Jamaica Gleaner
Published: Friday | May 8, 2009
Home : Business
Four investors vie for Pegasus - But hotel owners seek rules change ahead of share sale
Sabrina N. Gordon, Business Reporter


Jamaica Pegasus hotel in New Kingston. - File

Four potential bidders are already lined up to buy the Government's 60 per cent stake in Pegasus Hotels of Jamaica Limited, operators of The Jamaica Pegasus, the four-star hotel located in the heart of the New Kingston business hub.

But the success and speed of this divestment route of the offloading the 7.1 million shares, valued at just under $900 million and held by the Urban Development Corporation (UDC), is now hinged on Pegasus' majority shareholders pushing through at an emergency shareholders meeting called for next week, certain rule changes designed by the hotel's board.

Scotia DBG Investment, the lead broker for the equity sale is making it clear that the four parties, the names of which it declined to divulge, have expressed only initial interest in taking up the shares.

The interested takers are said to be both Jamaican and foreign investors.

"Persons have expressed initial interest, but it's just an initial interest, and for it to move from an initial stage they will have to get more information which, as the project proceeds, will be disclosed in terms of the exact methodology that we are going to use to get the shares sold," Lissant Mitchell, Scotia DBG's senior vice-president, told the Financial Gleaner.

Actual pricing

The arranger for the deal said a valuation has been commissioned to arrive at the actual pricing of the shares, held by National Hotels and Properties Limited (NHP), a wholly owned subsidiary of the UDC.

The state-run Development Bank of Jamaica (DBJ) is conducting the Government's divestment exercise.

"That valuation, to a large extent, will guide the process as to pricing," according to Mitchell.

"The next thing is that potential purchasers will have to make an offer for the shares."

Based on the $12.51 price at which those shares last traded on the Jamaica Stock Exchange, their market value is $898 million.

The valuation is not the only thing holding up the sale of the swanky hotel of more than 300 rooms that rise 17 floors to make it one of Kingston's better known landmarks. The Government's divestment people are keen on removing what they see as a potential obstacle to the sale of the shares.

"The company has called an EGM (emergency general meeting) to amend the articles, and once that is done then the project will continue," the Scotia DBG official said.
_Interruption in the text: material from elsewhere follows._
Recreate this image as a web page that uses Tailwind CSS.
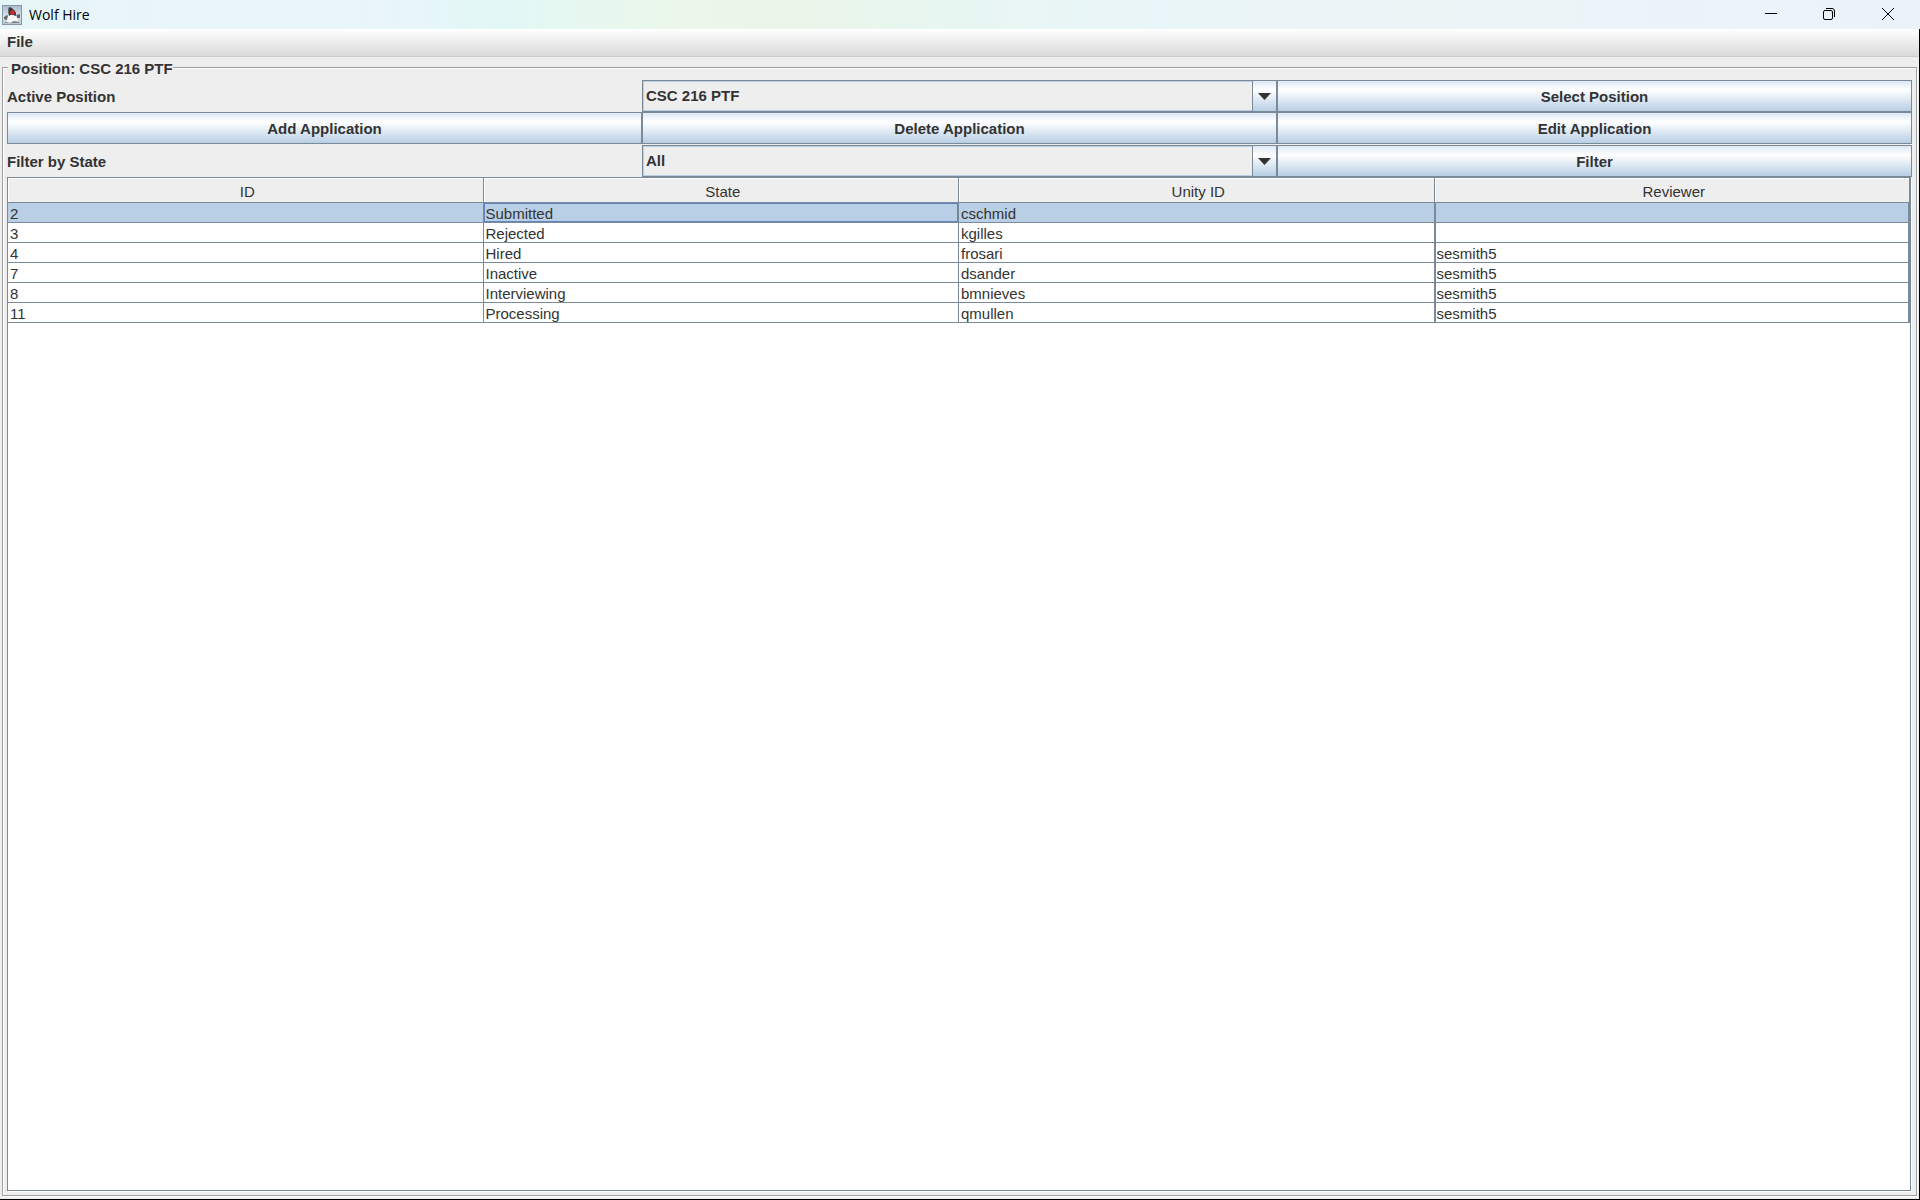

The EGM will be held next Tuesday, May 12.

Minority directors

Mitchell, who pointed out that Scotia DBG as lead broker on the project was adviser to DBJ on the sale, and not mandated to speak on matters relating to changes in the articles, did confirm that the timeline for the divestment of the shares would be dependent on the successful passage of the proposed resolutions at the EGM.

Documents circulated to Pegasus Hotels shareholders explained that four resolutions will seek to remove the entrenched right of all shareholders, including NHP, to nominate or elect directors.

An explanatory notice toinvestors points out that currently the election of the two minority directors takes place at annual general meetings of the company, and NHP is excluded from voting, which means that the top two minority shareholders, who together hold 24.14 per cent of the shares and just over 60 per cent of the minority votes which elect the minority directors, could - were they to act in concert - effectively control the election of the two minority directors.

The enterprise team charged with undertaking the divestment, as well as professionals engaged to manage the process, the documents disclosed, have advised that private sector investors would be unresponsive to an offer to purchase controlling interest in a company where a few shareholders, acting in concert, possess the legal power to appoint two persons to the board.

A vote of not less than 75 per cent is required for the resolutions to be passed, failing which the divestment strategy would have to be changed.

The alternative course of action outlined would involve securing board approval to sell the actual hotel and its assets as a going concern.

This, according to the documents, would delay the divestment and ultimately see Pegasus being delisted from the Jamaica Stock Exchange (JSE) as a candidate for liquidation.

Should the amendment not pass, the documents also assert, there would be downward pressure on the purchasing price and, consequently, a lower compulsory take-over offer to the remaining shareholders, as required by JSE rules.

The Pegasus has, for years, been a sought-after asset.

Only recently, media reports claimed that Jamaican-Canadian billionaire, Michael Lee Chin, whose brother, Wayne Chen, is the UDC's chairman, has long expressed an interested in acquiring the Government's stake in Pegasus Hotels. Chen, while not confirming or denying the reports, has said he would recuse himself from the process, should the issue arise.

Board member can not bid

Pegasus chairman John Issa, who runs the family-owned SuperClubs international chain of resorts, says as board member he also could not bid on the property.

Pegasus posted net profits of $55.2 million for the year-ending March 2009 on revenues of $1 billion.

This was an important improvement on the $39 million net profit last year on revenue of $676.2 million.

On its balance sheet dated March 2009, Pegasus has assets worth $5 billion.